Linux users from around the world are filling out the Linux Foundation's desktop survey. But what John Cherry, the foundation's director of global Linux workgroups, wants to know is, "Where are the responses from the North America?"
About midway through the survey, there have been what Cherry calls "extraordinary numbers. With over 10,000 respondents in so far, the survey has been taken by 6,206 English speakers; 3,684 Russian speakers; 1,198 French speakers; but only 118 Spanish and 51 Japanese speakers. The curious thing about the English language users is that 63 percent of the English responses have come from Europe, with only 22.9 percent from North America."
The LF, not to mention Desktop Linux from its own surveys, knows darn well that there are far more than 1,500 American, English-speaking Desktop Linux users. The Spanish and Japanese numbers are also low, but there the LF said the problem may simply be that the word hasn't gotten out enough in Spain, Latin America and Japan. The San Francisco-based foundation is working on getting more publicity for the survey in those countries.
In early results, the survey is finding that Linux desktops are used far more in SMBs (small and midsize businesses) than in any other office environment. In any business with Linux desktops, you're also almost certainly going to find Windows desktop users. The Mac OS, while lagging far behind the others, is still showing up in higher numbers than most desktop surveys indicate.
Another interesting early result is that, while you might expect offices that use Linux to use Linux on the server more than on the desktop, that's not true. While Linux server use is quite common, the single greatest percentage of Linux use in this survey is on the client desktop, followed by the developer desktop.
If these numbers hold up, the conventional wisdom that business Linux use is driven primarily by server adoption and by programmers and engineers on their desktops will need to be re-examined. While software developers are still the group most likely to use Linux as a desktop, IT managers, senior IT staff, and project and program managers are also turning to the Linux desktop.
The survey also clearly indicates that users aren't exploring the Linux desktop for possible deployment; they're already putting it into use. Almost 60 percent have already deployed Linux desktops.
And what desktop are most of them using? Would anyone be surprised to know that it's Ubuntu or the other members of its official family--Kubuntu, Xubuntu or Edubuntu? At this point, it has more than half of the users saying it's their desktop of choice. That's followed by Debian. If, however, you count Red Hat and Fedora as one desktop and SLED (SUSE Linux Enterprise Desktop) and OpenSUSE as one, then the list becomes Ubuntu as No. 1, with Red Hat and SUSE in a close race for Nos. 2 and 3, and trailing a bit behind them Debian. In this survey, other desktop Linuxes that are regarded as being very popular, such as PCLinuxOS, don't register well at all.
On those desktops, users said they consider the mission-critical applications to be e-mail, Web browsers and office productivity tools. On the flip side, Linux desktop users don't feel any pressing need for audio or video creation or editing tools or anti-viral programs.
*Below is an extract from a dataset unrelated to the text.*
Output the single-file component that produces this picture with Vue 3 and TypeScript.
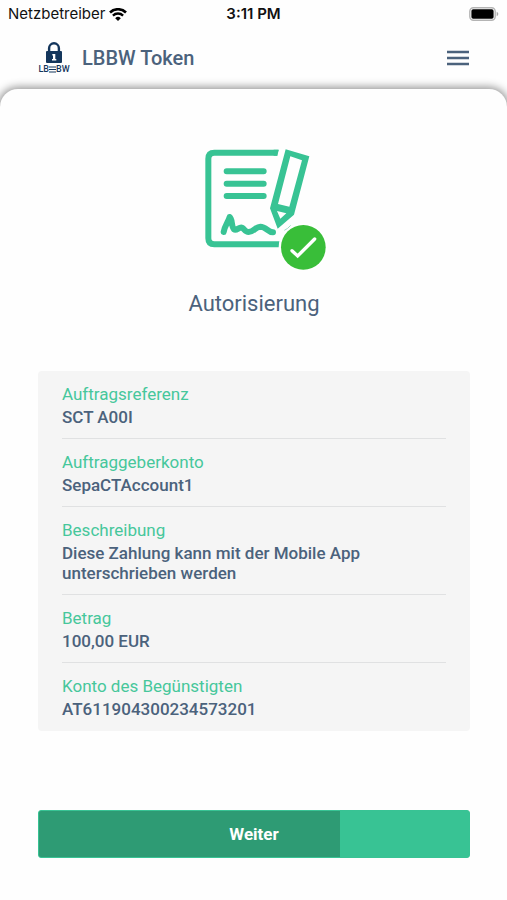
<script setup lang="ts">
interface Detail {
  label: string
  value: string
}

const details: Detail[] = [
  { label: 'Auftragsreferenz', value: 'SCT A00I' },
  { label: 'Auftraggeberkonto', value: 'SepaCTAccount1' },
  { label: 'Beschreibung', value: 'Diese Zahlung kann mit der Mobile App unterschrieben werden' },
  { label: 'Betrag', value: '100,00 EUR' },
  { label: 'Konto des Begünstigten', value: 'AT611904300234573201' },
]

const progress = 70
</script>

<template>
  <div class="screen">
    <div class="status">
      <div class="carrier">
        <span>Netzbetreiber</span>
        <svg class="wifi" width="18" height="13" viewBox="0 0 18 13" aria-hidden="true">
          <path d="M1 4.5a11.4 11.4 0 0 1 16 0" fill="none" stroke="#000" stroke-width="2.6" />
          <path d="M3.9 7.6a7.3 7.3 0 0 1 10.2 0" fill="none" stroke="#000" stroke-width="2.3" />
          <path d="M9 13 6.2 10.2a4 4 0 0 1 5.6 0z" fill="#000" />
        </svg>
      </div>
      <span class="time">3:11 PM</span>
      <svg class="battery" width="30" height="14" viewBox="0 0 30 14" aria-hidden="true">
        <rect x="0.8" y="0.8" width="25.4" height="12.4" rx="3.6" fill="#fff" stroke="#b4b4b4" stroke-width="1.4" />
        <rect x="2.4" y="2.3" width="22.2" height="9.4" rx="1.8" fill="#000" />
        <path d="M27.7 4.8c2.1.8 2.1 3.6 0 4.4z" fill="#a9a9a9" />
      </svg>
    </div>

    <header class="header">
      <div class="logo">
        <svg width="18" height="22" viewBox="0 0 18 22" aria-hidden="true">
          <path d="M4.1 10V6.2a4.9 4.9 0 0 1 9.8 0V10" fill="none" stroke="#14365c" stroke-width="2.4" />
          <rect x="1" y="9" width="16" height="12" rx="1" fill="#14365c" />
          <path d="M7.3 12h3v5h1v1.4H7V17h1v-3.400h-.7z" fill="#fff" />
        </svg>
        <div class="wordmark">
          <span>LB</span>
          <svg width="7" height="7" viewBox="0 0 7 7" aria-hidden="true">
            <path d="M0 1h7M0 3.500h7M0 6h7" stroke="#14365c" stroke-width="1.2" />
          </svg>
          <span>BW</span>
        </div>
      </div>
      <h1 class="title">LBBW Token</h1>
      <button class="menu" type="button" aria-label="Menü">
        <svg width="24" height="18" viewBox="0 0 24 18" aria-hidden="true">
          <path d="M1 3h22M1 9h22M1 15h22" stroke="#4b627c" stroke-width="2.4" />
        </svg>
      </button>
    </header>

    <main class="sheet">
      <svg class="illustration" width="150" height="122" viewBox="-34 39 450 366" aria-hidden="true">
        <g fill="none" stroke="#38c394" stroke-width="18">
          <path d="M263 53H72Q54 53 54 71V310Q54 328 72 328H268" />
          <path d="M109 109H220M109 146H220M109 183H220" stroke-linecap="round" />
          <path
            d="M100 291C103 272 115 259 118 246C127 252 122 274 131 283C139 289 147 274 155 278C163 282 163 291 175 291C191 291 194 276 210 275C228 275 232 292 248 292"
            stroke-linecap="round" stroke-linejoin="round" />
        </g>
        <path d="M264 44 261 62H290V40z" fill="#fff" />
        <path d="M263 44H266L260 62H250V44z" fill="#38c394" />
        <path
          fill="#38c394" fill-rule="evenodd"
          d="M286 43 357 64 311 239 262 281 239 220zM300 64 263 207 297 215 335 76zM260 228 270 251 288 235z" />
        <circle cx="339" cy="337" r="74" fill="#fff" />
        <path d="M282 286Q292 282 301 271" fill="none" stroke="#9fdcc7" stroke-width="3" />
        <circle cx="339" cy="337" r="67" fill="#39be39" />
        <path d="M305 347 322 363 373 312" fill="none" stroke="#fff" stroke-width="10" stroke-linecap="round" />
      </svg>

      <h2 class="heading">Autorisierung</h2>

      <dl class="details">
        <div v-for="item in details" :key="item.label" class="item">
          <dt>{{ item.label }}</dt>
          <dd>{{ item.value }}</dd>
        </div>
      </dl>

      <button class="next" type="button">
        <span class="fill" :style="{ width: progress + '%' }"></span>
        <span class="next-label">Weiter</span>
      </button>
    </main>
  </div>
</template>

<style>
body {
  margin: 0;
  background: #fff;
}
</style>

<style scoped>
.screen {
  min-height: 100vh;
  display: flex;
  flex-direction: column;
  overflow: hidden;
  background: #fefefe;
  color: #4b627c;
  font-family: Roboto, "Liberation Sans", sans-serif;
}

.status {
  display: grid;
  grid-template-columns: 1fr auto 1fr;
  align-items: center;
  height: 28px;
  padding: 0 8px;
  color: #111;
  font-family: Inter, "Liberation Sans", sans-serif;
  font-size: 15px;
  line-height: 20px;
}

.carrier {
  display: flex;
  align-items: center;
  gap: 4px;
}

.time {
  font-weight: 600;
}

.battery {
  justify-self: end;
}

.header {
  display: flex;
  align-items: center;
  height: 60px;
  padding: 0 37px 0 38px;
}

.logo {
  display: flex;
  flex-direction: column;
  align-items: center;
  width: 32px;
}

.wordmark {
  display: flex;
  align-items: center;
  color: #14365c;
  font-size: 9px;
  font-weight: 500;
  line-height: 10px;
}

.title {
  flex: 1;
  margin: 0 0 0 12px;
  font-size: 20px;
  font-weight: 500;
  line-height: 24px;
}

.menu {
  display: flex;
  padding: 0;
  border: 0;
  background: none;
}

.sheet {
  flex: 1;
  display: flex;
  flex-direction: column;
  margin-top: 1px;
  padding: 59px 37px 42px 38px;
  border-radius: 18px 18px 0 0;
  background: #fefefe;
  box-shadow: 0 0 8px 2px rgba(0, 0, 0, 0.42);
}

.illustration {
  align-self: center;
}

.heading {
  margin: 20px 0 53px;
  font-size: 22px;
  font-weight: 400;
  line-height: 28px;
  text-align: center;
}

.details {
  margin: 0;
  padding: 0 24px 1px;
  border-radius: 4px;
  background: #f5f5f5;
  font-size: 17px;
}

.item {
  padding: 12px 0 11px;
  border-bottom: 1px solid #e0e1e2;
}

.item:last-child {
  border-bottom: 0;
}

dt {
  margin-bottom: 2px;
  color: #46c79b;
  line-height: 22px;
}

dd {
  margin: 0;
  font-weight: 500;
  line-height: 20px;
}

.next {
  position: relative;
  height: 48px;
  margin-top: auto;
  padding: 0;
  overflow: hidden;
  border: 1px solid #38c394;
  border-radius: 3px;
  background: #38c394;
  color: #fff;
  font-family: inherit;
  font-size: 17px;
  font-weight: 700;
  line-height: 24px;
}

.fill {
  position: absolute;
  top: 0;
  bottom: 0;
  left: 0;
  background: #2e9b74;
}

.next-label {
  position: relative;
}
</style>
Desktop Linux users also want some Windows applications on their systems. In particular--pay attention, Adobe--they really, really want to see native Linux versions of Adobe Photoshop, Dreamweaver and Illustrator. Other programs Linux users want are Autodesk AutoCAD and Microsoft Visio.
As usual, Linux users want better device support. In particular, they want better support for printers, scanners, USB storage devices and Wi-Fi.
They would also like Linux developers and ISVs to continue to work on cross-distribution Linux desktop standards. The sooner these come, the more likely it is that ISVs--such as Adobe, they hope--will start porting and creating native Linux applications.
Want to get your 2 cents in? The survey continues until Nov. 30. Chinese and Portuguese versions of the survey will be available starting Oct. 24 on the same Web site.